The quality of the A1081 improves considerably here, as we're on a grade-separated D2. A dumbbell GSJ serves a business park (Capability Green), after which we reach a set of traffic lights which provides access to a spur leading to the B653, which we then go over before crossing the Midland Main Line again. Immediately afterwards the A1081 TOTSOs, with the road ahead a spur leading to the A505 roundabout. The fourth road off that roundabout also seems to be numbered A1081 and runs parallel to the mainline before they meet at another roundabout on the edge of Luton Airport. Maps - but not signs - claim that the A1081 continues, now S2 once again, through the tunnel under the airport runway to end at a loop by the terminal.
History
This version of the A1081 came into being in 1951-52 when the A1 was rerouted onto the former A555 Barnet bypass. The old A6 into Barnet was renumbered A1081 with the A6 cut back to start on the new A1 at South Mimms. The old road south of here ran through what is now the services and has been severed by the M25.
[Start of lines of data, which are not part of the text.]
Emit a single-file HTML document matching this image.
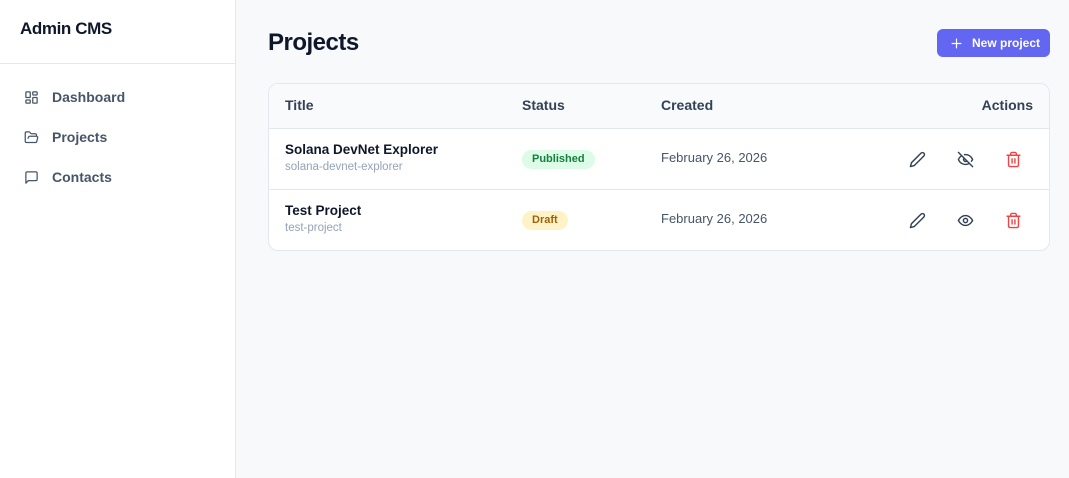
<!DOCTYPE html>
<html><head><style>
*{box-sizing:border-box;margin:0;padding:0}
body{width:1069px;height:478px;overflow:hidden;font-family:"Liberation Sans",sans-serif;background:#f8f9fb;position:relative;color:#0f172a}
.side{position:absolute;left:0;top:0;width:236px;height:478px;background:#fff;border-right:1px solid #e2e8f0}
.brand{height:64px;border-bottom:1px solid #e2e8f0;padding:19px 20px;font-weight:bold;font-size:17px;letter-spacing:-0.4px}
.nav{position:absolute;left:24px;font-size:14px;font-weight:bold;color:#475569;display:flex;align-items:center}
.nav svg{margin-right:13px}
h1{position:absolute;left:268px;top:29px;font-size:24px;font-weight:bold;letter-spacing:-0.5px}
.btn{position:absolute;left:937px;top:29px;width:113px;height:28px;background:#6366f1;border-radius:6px;color:#fff;font-size:12px;font-weight:bold;display:flex;align-items:center;padding-left:13px}
.btn svg{margin-right:9px}
.card{position:absolute;left:268px;top:83px;width:782px;height:168px;background:#fff;border:1px solid #e2e8f0;border-radius:10px;overflow:hidden}
.hd{height:45px;background:#f8fafc;border-bottom:1px solid #e2e8f0;position:relative}
.row{height:61px;position:relative;border-bottom:1px solid #e2e8f0}
.row:last-child{border-bottom:none}
.t{position:absolute;font-size:13.5px}
.th{font-weight:bold;color:#334155;top:13px;font-size:14px}
.badge{position:absolute;left:253px;top:21px;height:19px;border-radius:10px;font-size:11px;font-weight:bold;padding:3px 10px}
.ic{position:absolute;top:22px}
</style></head><body>
<div class="side">
<div class="brand">Admin CMS</div>
<div class="nav" style="top:89px"><svg width="15" height="15" viewBox="0 0 24 24" fill="none" stroke="#475569" stroke-width="2"><rect x="3" y="3" width="7" height="9" rx="1"/><rect x="14" y="3" width="7" height="5" rx="1"/><rect x="14" y="12" width="7" height="9" rx="1"/><rect x="3" y="16" width="7" height="5" rx="1"/></svg>Dashboard</div>
<div class="nav" style="top:129px"><svg width="15" height="15" viewBox="0 0 24 24" fill="none" stroke="#475569" stroke-width="2" stroke-linejoin="round"><path d="M6 14l1.5-2.9A2 2 0 0 1 9.2 10H20a2 2 0 0 1 1.9 2.5l-1.5 6A2 2 0 0 1 18.5 20H4a2 2 0 0 1-2-2V5a2 2 0 0 1 2-2h3.9a2 2 0 0 1 1.7.9l.8 1.2a2 2 0 0 0 1.7.9H18a2 2 0 0 1 2 2v2"/></svg>Projects</div>
<div class="nav" style="top:169px"><svg width="15" height="15" viewBox="0 0 24 24" fill="none" stroke="#475569" stroke-width="2" stroke-linejoin="round"><path d="M21 15a2 2 0 0 1-2 2H7l-4 4V5a2 2 0 0 1 2-2h14a2 2 0 0 1 2 2z"/></svg>Contacts</div>
</div>
<h1>Projects</h1>
<div class="btn"><svg width="13" height="13" viewBox="0 0 24 24" stroke="#fff" stroke-width="2.2"><path d="M12 3v18M3 12h18"/></svg>New project</div>
<div class="card">
<div class="hd"><span class="t th" style="left:16px">Title</span><span class="t th" style="left:253px">Status</span><span class="t th" style="left:392px">Created</span><span class="t th" style="right:16px">Actions</span></div>
<div class="row">
<span class="t" style="left:16px;top:13px;font-weight:bold;font-size:13.5px">Solana DevNet Explorer</span>
<span class="t" style="left:16px;top:32px;font-size:11.5px;color:#94a3b8">solana-devnet-explorer</span>
<span class="badge" style="background:#dcfce7;color:#15803d">Published</span>
<span class="t" style="left:392px;top:21px;color:#475569;font-size:13px">February 26, 2026</span>
<svg class="ic" style="left:640px" width="17" height="17" viewBox="0 0 24 24" fill="none" stroke="#334155" stroke-width="2" stroke-linejoin="round"><path d="M17 3a2.8 2.8 0 0 1 4 4L7.5 20.5 2 22l1.5-5.5z"/></svg>
<svg class="ic" style="left:688px" width="17" height="17" viewBox="0 0 24 24" fill="none" stroke="#334155" stroke-width="2" stroke-linecap="round"><path d="M10.7 5.1A10.7 10.7 0 0 1 22 12a13 13 0 0 1-1.7 2.4M14.1 14.2a3 3 0 0 1-4.2-4.2M17.5 17.5A10.8 10.8 0 0 1 2 12a13 13 0 0 1 4.4-5.4M2 2l20 20"/></svg>
<svg class="ic" style="left:736px" width="17" height="17" viewBox="0 0 24 24" fill="none" stroke="#ef4444" stroke-width="2" stroke-linecap="round"><path d="M3 6h18M19 6v14a2 2 0 0 1-2 2H7a2 2 0 0 1-2-2V6M8 6V4a2 2 0 0 1 2-2h4a2 2 0 0 1 2 2v2M10 11v6M14 11v6"/></svg>
</div>
<div class="row">
<span class="t" style="left:16px;top:13px;font-weight:bold;font-size:13.5px">Test Project</span>
<span class="t" style="left:16px;top:32px;font-size:11.5px;color:#94a3b8">test-project</span>
<span class="badge" style="background:#fef3c7;color:#a16207">Draft</span>
<span class="t" style="left:392px;top:21px;color:#475569;font-size:13px">February 26, 2026</span>
<svg class="ic" style="left:640px" width="17" height="17" viewBox="0 0 24 24" fill="none" stroke="#334155" stroke-width="2" stroke-linejoin="round"><path d="M17 3a2.8 2.8 0 0 1 4 4L7.5 20.5 2 22l1.5-5.5z"/></svg>
<svg class="ic" style="left:688px" width="17" height="17" viewBox="0 0 24 24" fill="none" stroke="#334155" stroke-width="2"><path d="M2 12s3.5-7 10-7 10 7 10 7-3.5 7-10 7S2 12 2 12z"/><circle cx="12" cy="12" r="3"/></svg>
<svg class="ic" style="left:736px" width="17" height="17" viewBox="0 0 24 24" fill="none" stroke="#ef4444" stroke-width="2" stroke-linecap="round"><path d="M3 6h18M19 6v14a2 2 0 0 1-2 2H7a2 2 0 0 1-2-2V6M8 6V4a2 2 0 0 1 2-2h4a2 2 0 0 1 2 2v2M10 11v6M14 11v6"/></svg>
</div>
</div>
</body></html>
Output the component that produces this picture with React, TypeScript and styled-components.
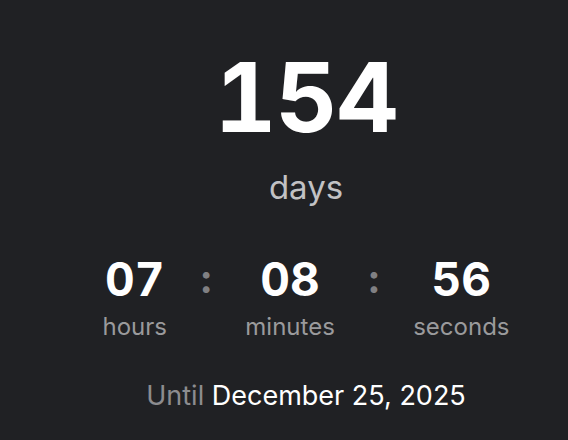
import React from "react";
import styled, { createGlobalStyle } from "styled-components";

const Global = createGlobalStyle`
  html, body { margin: 0; padding: 0; background: #202124; }
  body { font-family: Inter, "Noto Sans", sans-serif; -webkit-font-smoothing: antialiased; }
`;

const Page = styled.main`
  width: 568px;
  height: 440px;
  box-sizing: border-box;
  padding: 49px 0 0 44px;
  background: #202124;
  display: flex;
  flex-direction: column;
  align-items: center;
  overflow: hidden;
`;

const Days = styled.div`
  font-size: 96px;
  font-weight: 700;
  line-height: 96px;
  color: #ffffff;
  letter-spacing: -1px;
  font-variant-numeric: tabular-nums;
`;

const DaysLabel = styled.div`
  margin-top: 23px;
  font-size: 33px;
  line-height: 38px;
  color: #c2c2c4;
`;

const Row = styled.div`
  margin-top: 48px;
  display: flex;
  align-items: flex-start;
  gap: 32.5px;
`;

const Unit = styled.div`
  display: flex;
  flex-direction: column;
  align-items: center;
`;

const Value = styled.div`
  font-size: 46px;
  font-weight: 700;
  line-height: 50px;
  color: #ffffff;
  font-variant-numeric: tabular-nums;
`;

const Label = styled.div`
  margin-top: 9px;
  font-size: 24px;
  line-height: 28px;
  color: #9a9a9c;
`;

const Colon = styled.div`
  font-size: 40px;
  font-weight: 700;
  line-height: 50px;
  color: #808083;
`;

const Until = styled.div`
  margin-top: 39px;
  font-size: 27px;
  line-height: 32px;
  color: #8c8c8f;
`;

const DateText = styled.span`
  color: #ffffff;
  font-weight: 400;
`;

const units = [
  { value: "07", label: "hours" },
  { value: "08", label: "minutes" },
  { value: "56", label: "seconds" },
];

export default function App() {
  return (
    <>
      <Global />
      <Page>
        <Days>154</Days>
        <DaysLabel>days</DaysLabel>
        <Row>
          {units.map((u, i) => (
            <React.Fragment key={u.label}>
              {i > 0 && <Colon>:</Colon>}
              <Unit>
                <Value>{u.value}</Value>
                <Label>{u.label}</Label>
              </Unit>
            </React.Fragment>
          ))}
        </Row>
        <Until>
          Until <DateText>December 25, 2025</DateText>
        </Until>
      </Page>
    </>
  );
}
North of this junction the A6 ran through South Mimms village and headed along what is now the B556 to London Colney. Later, London Colney and South Mimms were both bypassed, with the latter later being upgraded to motorway status as the M25. Around this time, the A1081 was extended along the ex-A6 to Luton - as such it has never passed through South Mimms or London Colney.
When originally extended, the A1081 ended on the A505 to the south of St Albans. With the growth of the airport it was extended there.